What you will do:
Below are records; quote them exactly from the first line through the line that contains "h-[64px] text-center text-[31.5px]".

Task input:

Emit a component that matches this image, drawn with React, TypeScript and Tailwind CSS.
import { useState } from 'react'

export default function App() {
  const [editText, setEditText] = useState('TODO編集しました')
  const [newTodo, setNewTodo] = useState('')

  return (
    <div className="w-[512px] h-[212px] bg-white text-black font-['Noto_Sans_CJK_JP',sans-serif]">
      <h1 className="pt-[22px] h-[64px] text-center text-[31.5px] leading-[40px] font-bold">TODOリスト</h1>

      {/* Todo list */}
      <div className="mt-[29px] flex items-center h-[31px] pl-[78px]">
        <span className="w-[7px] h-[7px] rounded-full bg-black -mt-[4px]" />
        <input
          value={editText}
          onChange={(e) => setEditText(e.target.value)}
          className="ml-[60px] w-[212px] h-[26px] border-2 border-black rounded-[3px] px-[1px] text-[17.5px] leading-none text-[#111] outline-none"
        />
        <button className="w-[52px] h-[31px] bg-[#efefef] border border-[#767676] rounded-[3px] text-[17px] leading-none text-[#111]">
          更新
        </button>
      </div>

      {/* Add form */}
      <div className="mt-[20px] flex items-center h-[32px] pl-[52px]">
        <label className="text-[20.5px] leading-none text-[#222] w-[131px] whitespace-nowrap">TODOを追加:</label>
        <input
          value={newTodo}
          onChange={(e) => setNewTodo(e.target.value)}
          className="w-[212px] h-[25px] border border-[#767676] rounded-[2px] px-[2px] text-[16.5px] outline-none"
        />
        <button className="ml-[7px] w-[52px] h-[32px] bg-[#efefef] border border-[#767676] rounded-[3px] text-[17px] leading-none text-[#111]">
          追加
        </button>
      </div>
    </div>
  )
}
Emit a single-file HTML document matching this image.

Expected output:
Emit a component that matches this image, drawn with React, TypeScript and Tailwind CSS.
import { useState } from 'react'

export default function App() {
  const [editText, setEditText] = useState('TODO編集しました')
  const [newTodo, setNewTodo] = useState('')

  return (
    <div className="w-[512px] h-[212px] bg-white text-black font-['Noto_Sans_CJK_JP',sans-serif]">
      <h1 className="pt-[22px] h-[64px] text-center text-[31.5px] leading-[40px] font-bold">TODOリスト</h1>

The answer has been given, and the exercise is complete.